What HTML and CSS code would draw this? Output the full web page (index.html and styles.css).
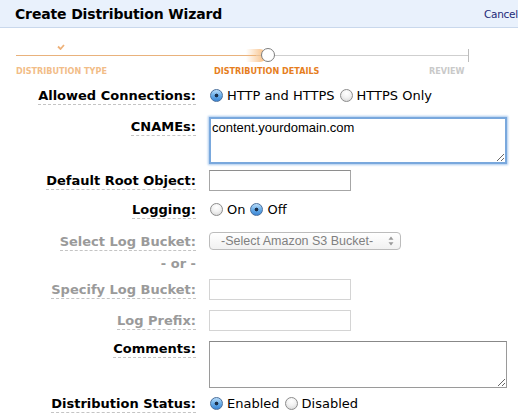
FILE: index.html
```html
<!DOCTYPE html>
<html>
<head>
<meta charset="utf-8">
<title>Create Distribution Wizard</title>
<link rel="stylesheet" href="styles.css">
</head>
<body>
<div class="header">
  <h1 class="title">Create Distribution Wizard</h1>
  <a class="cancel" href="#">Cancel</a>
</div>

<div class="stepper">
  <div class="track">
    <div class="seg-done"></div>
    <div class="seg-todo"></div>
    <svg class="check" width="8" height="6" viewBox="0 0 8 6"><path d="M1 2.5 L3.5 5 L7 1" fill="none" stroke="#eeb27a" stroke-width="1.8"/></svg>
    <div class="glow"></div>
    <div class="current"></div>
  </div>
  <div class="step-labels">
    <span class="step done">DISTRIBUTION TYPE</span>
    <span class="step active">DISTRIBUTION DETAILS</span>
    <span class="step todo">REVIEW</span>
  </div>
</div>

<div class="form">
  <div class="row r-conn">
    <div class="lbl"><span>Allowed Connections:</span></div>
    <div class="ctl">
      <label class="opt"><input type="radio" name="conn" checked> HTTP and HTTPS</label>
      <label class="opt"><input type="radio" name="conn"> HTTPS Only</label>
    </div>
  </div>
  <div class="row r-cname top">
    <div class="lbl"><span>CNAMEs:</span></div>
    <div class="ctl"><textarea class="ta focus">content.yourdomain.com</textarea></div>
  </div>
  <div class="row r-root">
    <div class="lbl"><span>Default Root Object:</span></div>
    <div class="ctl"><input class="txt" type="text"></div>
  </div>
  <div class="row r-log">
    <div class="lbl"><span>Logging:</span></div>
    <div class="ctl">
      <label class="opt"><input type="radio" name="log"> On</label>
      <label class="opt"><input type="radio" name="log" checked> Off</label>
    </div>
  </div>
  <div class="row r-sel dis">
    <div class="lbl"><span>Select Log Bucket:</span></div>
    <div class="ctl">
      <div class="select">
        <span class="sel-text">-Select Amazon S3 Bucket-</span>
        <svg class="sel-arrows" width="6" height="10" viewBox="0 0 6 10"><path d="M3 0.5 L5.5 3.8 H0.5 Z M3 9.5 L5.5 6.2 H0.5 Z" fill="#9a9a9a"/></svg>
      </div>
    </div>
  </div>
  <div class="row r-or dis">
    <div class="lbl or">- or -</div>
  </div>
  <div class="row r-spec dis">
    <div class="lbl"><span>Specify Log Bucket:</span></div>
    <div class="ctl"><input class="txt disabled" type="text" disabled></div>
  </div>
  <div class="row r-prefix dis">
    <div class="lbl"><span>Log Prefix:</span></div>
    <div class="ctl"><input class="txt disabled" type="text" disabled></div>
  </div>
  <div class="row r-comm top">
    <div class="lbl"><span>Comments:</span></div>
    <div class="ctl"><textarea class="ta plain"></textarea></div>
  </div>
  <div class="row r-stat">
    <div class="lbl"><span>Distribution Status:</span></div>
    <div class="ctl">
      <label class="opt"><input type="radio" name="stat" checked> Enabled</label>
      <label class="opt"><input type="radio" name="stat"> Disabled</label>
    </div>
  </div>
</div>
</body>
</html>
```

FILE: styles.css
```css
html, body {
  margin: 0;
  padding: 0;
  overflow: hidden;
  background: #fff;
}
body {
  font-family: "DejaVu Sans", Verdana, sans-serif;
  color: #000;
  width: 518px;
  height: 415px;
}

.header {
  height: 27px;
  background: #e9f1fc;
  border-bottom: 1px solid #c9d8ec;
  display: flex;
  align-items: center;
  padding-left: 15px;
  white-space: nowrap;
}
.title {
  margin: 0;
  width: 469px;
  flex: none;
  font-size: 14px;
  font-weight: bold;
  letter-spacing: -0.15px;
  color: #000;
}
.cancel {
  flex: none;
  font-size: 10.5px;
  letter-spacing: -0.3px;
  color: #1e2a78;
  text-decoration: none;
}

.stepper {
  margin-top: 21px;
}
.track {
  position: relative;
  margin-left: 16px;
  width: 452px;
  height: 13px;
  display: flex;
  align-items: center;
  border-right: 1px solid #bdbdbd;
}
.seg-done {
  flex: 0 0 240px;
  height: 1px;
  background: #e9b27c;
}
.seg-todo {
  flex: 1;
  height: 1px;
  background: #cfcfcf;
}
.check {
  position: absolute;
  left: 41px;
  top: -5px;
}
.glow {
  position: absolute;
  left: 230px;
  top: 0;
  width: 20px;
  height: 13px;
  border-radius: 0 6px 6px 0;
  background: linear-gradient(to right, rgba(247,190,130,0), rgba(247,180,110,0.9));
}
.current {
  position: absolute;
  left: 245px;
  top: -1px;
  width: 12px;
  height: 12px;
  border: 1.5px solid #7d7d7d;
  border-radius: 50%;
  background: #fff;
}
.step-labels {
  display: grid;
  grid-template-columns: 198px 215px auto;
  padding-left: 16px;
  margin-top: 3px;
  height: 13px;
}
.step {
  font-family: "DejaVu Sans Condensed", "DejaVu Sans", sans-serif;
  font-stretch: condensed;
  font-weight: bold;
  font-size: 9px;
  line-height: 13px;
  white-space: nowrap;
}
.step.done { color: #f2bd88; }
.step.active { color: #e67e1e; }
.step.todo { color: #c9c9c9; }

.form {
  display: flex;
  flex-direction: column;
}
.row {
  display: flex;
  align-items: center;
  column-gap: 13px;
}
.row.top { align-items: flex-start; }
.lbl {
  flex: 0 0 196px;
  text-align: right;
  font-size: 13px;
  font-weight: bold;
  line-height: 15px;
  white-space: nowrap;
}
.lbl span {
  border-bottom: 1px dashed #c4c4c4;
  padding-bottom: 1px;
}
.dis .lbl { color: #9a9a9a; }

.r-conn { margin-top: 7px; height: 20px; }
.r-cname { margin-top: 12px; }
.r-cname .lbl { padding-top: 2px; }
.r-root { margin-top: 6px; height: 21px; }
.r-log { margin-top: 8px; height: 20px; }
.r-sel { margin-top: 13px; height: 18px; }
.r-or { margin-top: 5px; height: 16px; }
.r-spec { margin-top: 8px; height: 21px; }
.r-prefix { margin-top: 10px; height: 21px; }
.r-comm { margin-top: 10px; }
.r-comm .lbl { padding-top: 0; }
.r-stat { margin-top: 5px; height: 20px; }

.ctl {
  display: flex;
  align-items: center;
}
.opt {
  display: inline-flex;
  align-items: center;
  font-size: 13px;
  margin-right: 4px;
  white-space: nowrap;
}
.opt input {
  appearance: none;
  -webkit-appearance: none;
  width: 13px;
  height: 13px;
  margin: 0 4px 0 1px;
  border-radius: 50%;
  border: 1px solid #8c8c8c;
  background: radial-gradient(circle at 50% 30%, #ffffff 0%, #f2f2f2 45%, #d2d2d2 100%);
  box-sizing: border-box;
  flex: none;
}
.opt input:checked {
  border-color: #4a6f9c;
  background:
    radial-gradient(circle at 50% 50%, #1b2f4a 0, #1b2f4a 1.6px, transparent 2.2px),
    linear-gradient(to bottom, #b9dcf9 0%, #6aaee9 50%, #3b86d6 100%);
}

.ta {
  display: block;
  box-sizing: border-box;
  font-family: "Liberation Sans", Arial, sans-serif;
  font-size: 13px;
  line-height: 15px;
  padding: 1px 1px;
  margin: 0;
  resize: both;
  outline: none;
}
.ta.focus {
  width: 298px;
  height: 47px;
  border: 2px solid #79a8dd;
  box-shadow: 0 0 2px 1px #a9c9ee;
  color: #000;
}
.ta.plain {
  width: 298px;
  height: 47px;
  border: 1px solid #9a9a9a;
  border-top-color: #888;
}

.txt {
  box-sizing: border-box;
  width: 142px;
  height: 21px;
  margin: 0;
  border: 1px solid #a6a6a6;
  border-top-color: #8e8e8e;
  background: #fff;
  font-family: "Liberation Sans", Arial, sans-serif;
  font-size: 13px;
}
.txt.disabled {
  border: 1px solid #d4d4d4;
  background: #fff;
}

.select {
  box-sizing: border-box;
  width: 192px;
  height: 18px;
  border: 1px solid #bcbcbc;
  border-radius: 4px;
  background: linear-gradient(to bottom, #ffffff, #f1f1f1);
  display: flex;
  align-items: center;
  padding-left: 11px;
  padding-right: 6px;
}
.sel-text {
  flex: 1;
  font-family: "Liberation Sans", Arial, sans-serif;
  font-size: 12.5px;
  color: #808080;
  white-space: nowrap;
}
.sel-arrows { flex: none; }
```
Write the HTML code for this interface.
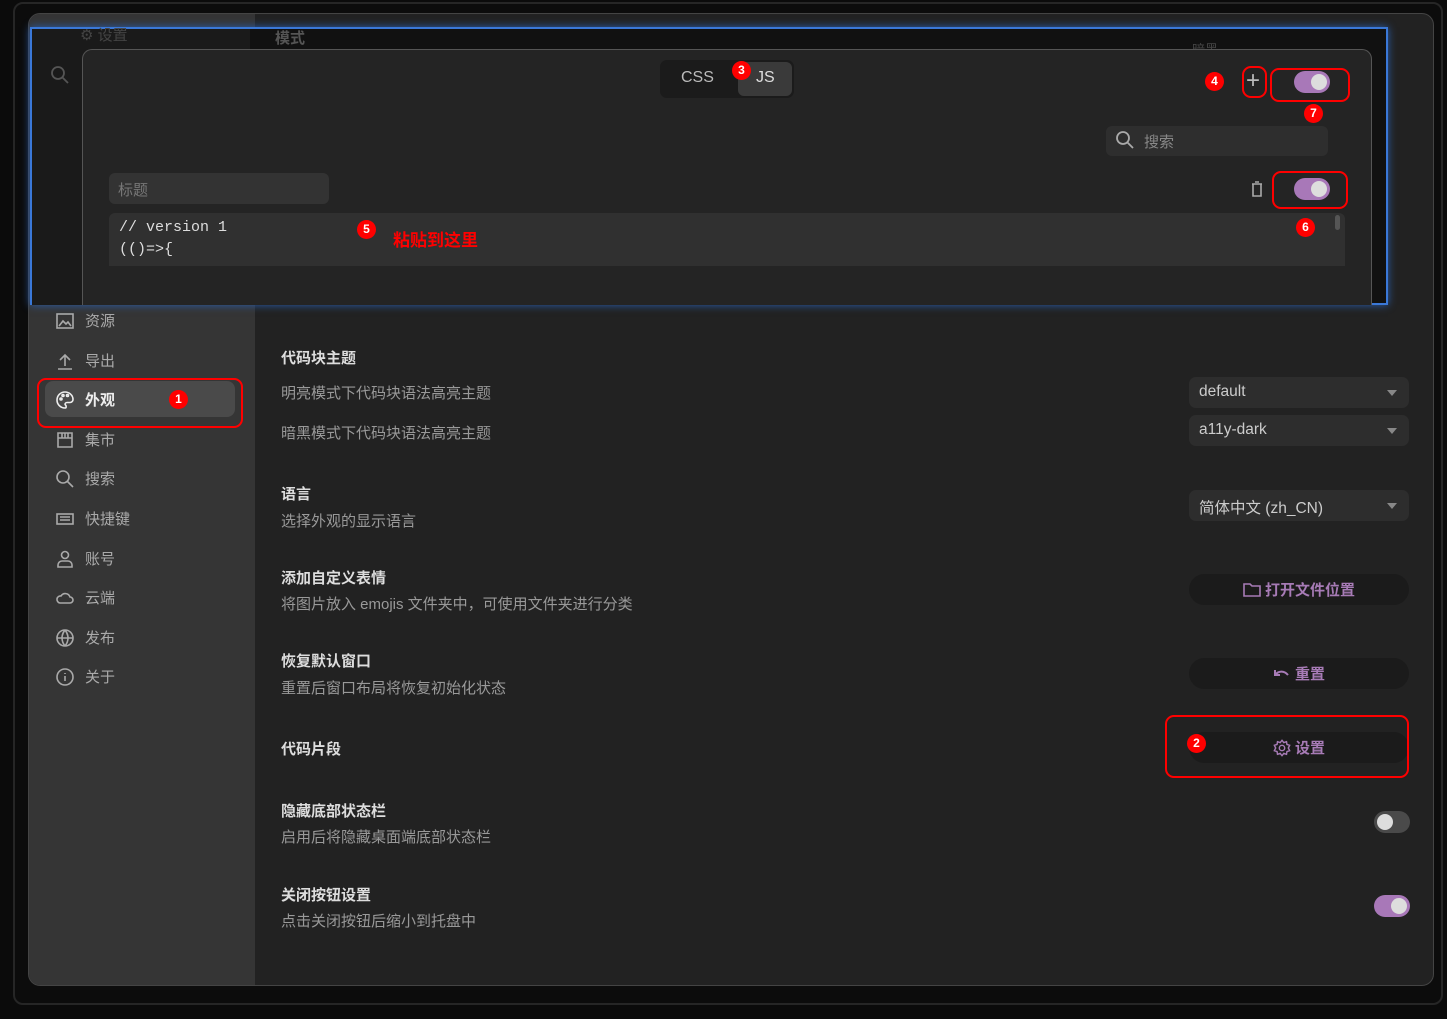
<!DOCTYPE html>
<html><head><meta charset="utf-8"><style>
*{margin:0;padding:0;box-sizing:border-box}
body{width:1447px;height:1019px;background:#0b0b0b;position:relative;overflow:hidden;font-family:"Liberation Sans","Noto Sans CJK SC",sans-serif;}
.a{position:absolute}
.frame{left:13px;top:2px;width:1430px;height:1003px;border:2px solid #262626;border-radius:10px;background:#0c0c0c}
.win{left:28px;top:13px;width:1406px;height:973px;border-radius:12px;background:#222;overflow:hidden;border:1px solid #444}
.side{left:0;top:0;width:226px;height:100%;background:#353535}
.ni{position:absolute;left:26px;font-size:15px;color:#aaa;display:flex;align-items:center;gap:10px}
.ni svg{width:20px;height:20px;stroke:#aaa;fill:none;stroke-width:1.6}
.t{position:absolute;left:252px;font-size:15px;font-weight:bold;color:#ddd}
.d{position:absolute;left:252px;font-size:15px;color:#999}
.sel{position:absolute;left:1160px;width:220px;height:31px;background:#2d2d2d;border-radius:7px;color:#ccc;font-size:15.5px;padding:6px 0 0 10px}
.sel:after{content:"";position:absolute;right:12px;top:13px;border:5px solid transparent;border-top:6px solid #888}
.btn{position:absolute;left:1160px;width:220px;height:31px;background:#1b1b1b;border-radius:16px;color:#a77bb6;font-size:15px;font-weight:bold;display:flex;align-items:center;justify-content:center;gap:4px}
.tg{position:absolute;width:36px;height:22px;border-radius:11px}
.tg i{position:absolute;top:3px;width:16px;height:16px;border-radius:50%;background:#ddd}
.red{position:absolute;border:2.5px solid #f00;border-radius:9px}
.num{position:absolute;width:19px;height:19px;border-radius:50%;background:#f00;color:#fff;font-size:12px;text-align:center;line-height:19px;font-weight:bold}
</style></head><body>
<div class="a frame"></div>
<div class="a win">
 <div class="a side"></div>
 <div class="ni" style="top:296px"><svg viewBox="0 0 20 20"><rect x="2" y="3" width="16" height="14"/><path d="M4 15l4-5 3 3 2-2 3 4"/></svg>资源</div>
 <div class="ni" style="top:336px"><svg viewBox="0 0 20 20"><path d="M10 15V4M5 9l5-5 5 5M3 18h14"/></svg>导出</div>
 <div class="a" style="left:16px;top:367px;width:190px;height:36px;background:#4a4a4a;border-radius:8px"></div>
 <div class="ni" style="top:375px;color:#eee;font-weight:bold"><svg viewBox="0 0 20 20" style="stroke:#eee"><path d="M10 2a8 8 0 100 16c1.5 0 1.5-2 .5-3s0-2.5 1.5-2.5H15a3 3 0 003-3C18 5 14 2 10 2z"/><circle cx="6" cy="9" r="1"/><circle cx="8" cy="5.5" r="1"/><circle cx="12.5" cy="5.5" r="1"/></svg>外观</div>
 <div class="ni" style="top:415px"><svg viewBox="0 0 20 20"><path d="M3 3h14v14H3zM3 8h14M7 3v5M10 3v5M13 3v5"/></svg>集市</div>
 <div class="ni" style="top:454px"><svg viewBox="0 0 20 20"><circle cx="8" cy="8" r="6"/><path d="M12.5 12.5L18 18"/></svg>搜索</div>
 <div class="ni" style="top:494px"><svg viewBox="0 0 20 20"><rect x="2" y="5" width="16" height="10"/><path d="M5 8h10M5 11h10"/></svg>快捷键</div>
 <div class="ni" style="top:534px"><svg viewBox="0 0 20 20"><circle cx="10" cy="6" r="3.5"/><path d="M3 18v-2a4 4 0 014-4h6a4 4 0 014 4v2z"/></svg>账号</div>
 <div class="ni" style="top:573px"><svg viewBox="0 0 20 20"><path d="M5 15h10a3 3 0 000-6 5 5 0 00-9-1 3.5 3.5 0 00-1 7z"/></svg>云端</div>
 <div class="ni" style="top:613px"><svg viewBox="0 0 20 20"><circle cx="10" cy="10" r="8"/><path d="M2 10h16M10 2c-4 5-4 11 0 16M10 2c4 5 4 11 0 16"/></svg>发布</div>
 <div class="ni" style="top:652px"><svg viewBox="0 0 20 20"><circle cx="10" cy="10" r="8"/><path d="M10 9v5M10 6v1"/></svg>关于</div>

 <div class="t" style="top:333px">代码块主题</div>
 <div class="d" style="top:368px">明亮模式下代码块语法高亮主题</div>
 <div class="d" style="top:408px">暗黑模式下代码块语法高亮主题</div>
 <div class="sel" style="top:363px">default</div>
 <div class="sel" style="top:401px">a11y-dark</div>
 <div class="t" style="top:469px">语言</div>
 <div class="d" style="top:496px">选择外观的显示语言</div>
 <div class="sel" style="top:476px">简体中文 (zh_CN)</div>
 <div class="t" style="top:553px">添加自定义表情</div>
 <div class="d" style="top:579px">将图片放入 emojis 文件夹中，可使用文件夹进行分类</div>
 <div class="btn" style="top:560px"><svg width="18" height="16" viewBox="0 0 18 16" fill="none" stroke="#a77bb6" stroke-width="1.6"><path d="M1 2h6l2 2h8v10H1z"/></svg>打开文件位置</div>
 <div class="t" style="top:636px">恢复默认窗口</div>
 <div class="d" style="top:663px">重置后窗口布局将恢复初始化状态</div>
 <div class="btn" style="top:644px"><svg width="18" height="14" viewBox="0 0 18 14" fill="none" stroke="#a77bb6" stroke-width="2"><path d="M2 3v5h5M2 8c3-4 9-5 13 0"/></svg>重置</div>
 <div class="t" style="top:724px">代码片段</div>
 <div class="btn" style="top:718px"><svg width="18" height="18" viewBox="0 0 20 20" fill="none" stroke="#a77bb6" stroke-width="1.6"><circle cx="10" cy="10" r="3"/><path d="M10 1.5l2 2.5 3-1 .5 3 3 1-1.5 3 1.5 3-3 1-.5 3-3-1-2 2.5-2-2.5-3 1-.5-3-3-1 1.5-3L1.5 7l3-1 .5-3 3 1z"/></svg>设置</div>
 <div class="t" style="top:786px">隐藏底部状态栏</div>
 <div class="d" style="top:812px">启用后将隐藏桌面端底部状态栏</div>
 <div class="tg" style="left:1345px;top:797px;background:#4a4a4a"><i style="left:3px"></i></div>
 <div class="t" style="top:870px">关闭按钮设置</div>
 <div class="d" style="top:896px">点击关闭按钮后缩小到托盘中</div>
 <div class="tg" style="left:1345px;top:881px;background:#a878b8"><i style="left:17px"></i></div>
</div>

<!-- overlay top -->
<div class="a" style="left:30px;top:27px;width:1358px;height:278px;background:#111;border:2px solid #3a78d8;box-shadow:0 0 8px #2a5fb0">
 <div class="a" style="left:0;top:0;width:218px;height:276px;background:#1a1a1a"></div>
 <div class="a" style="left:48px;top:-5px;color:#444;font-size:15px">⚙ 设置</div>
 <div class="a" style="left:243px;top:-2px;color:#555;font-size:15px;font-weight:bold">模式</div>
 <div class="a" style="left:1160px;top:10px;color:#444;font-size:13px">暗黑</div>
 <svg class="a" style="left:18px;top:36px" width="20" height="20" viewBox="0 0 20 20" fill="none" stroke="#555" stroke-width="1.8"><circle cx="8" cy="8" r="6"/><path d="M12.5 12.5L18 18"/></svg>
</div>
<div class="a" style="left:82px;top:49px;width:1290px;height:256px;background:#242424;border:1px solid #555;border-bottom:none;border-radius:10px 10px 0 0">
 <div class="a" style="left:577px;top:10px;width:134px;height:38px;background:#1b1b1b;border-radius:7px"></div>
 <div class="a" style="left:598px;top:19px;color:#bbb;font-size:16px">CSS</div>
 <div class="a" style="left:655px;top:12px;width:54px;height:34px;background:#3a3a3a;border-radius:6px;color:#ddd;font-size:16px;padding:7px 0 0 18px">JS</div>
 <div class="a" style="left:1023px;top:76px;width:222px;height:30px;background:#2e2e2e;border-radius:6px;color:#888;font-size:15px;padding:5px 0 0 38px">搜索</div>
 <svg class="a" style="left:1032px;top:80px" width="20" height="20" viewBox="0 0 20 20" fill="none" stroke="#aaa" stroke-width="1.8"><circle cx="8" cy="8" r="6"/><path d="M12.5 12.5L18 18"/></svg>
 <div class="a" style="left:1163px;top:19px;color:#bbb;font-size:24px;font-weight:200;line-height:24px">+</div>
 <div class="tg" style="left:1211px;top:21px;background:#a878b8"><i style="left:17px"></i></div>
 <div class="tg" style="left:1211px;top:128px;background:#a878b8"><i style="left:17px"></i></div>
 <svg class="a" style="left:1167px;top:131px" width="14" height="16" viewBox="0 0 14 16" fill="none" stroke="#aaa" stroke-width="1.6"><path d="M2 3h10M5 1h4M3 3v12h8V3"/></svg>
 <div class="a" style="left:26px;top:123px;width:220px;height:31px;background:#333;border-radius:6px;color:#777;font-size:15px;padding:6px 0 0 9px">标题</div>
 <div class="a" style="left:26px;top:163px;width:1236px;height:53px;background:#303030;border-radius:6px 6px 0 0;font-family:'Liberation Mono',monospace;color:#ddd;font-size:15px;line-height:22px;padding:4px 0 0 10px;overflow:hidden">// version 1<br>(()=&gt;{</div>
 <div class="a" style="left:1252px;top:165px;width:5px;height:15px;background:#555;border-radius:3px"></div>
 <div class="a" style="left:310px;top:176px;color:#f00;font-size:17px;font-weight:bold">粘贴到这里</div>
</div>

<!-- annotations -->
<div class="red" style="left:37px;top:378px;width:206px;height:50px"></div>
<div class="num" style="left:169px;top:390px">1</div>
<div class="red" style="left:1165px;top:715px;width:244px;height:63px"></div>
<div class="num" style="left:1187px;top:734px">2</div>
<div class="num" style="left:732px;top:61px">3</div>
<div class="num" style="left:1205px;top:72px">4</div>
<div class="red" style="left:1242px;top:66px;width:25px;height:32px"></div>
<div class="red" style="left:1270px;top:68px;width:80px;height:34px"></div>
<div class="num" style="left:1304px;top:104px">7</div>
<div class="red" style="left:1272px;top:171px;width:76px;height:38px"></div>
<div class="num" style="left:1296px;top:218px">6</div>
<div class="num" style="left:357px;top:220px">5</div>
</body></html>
_ _ _ _ _ _ _
Count each line of the entries that holds the word "this", then state the total and nothing more.

2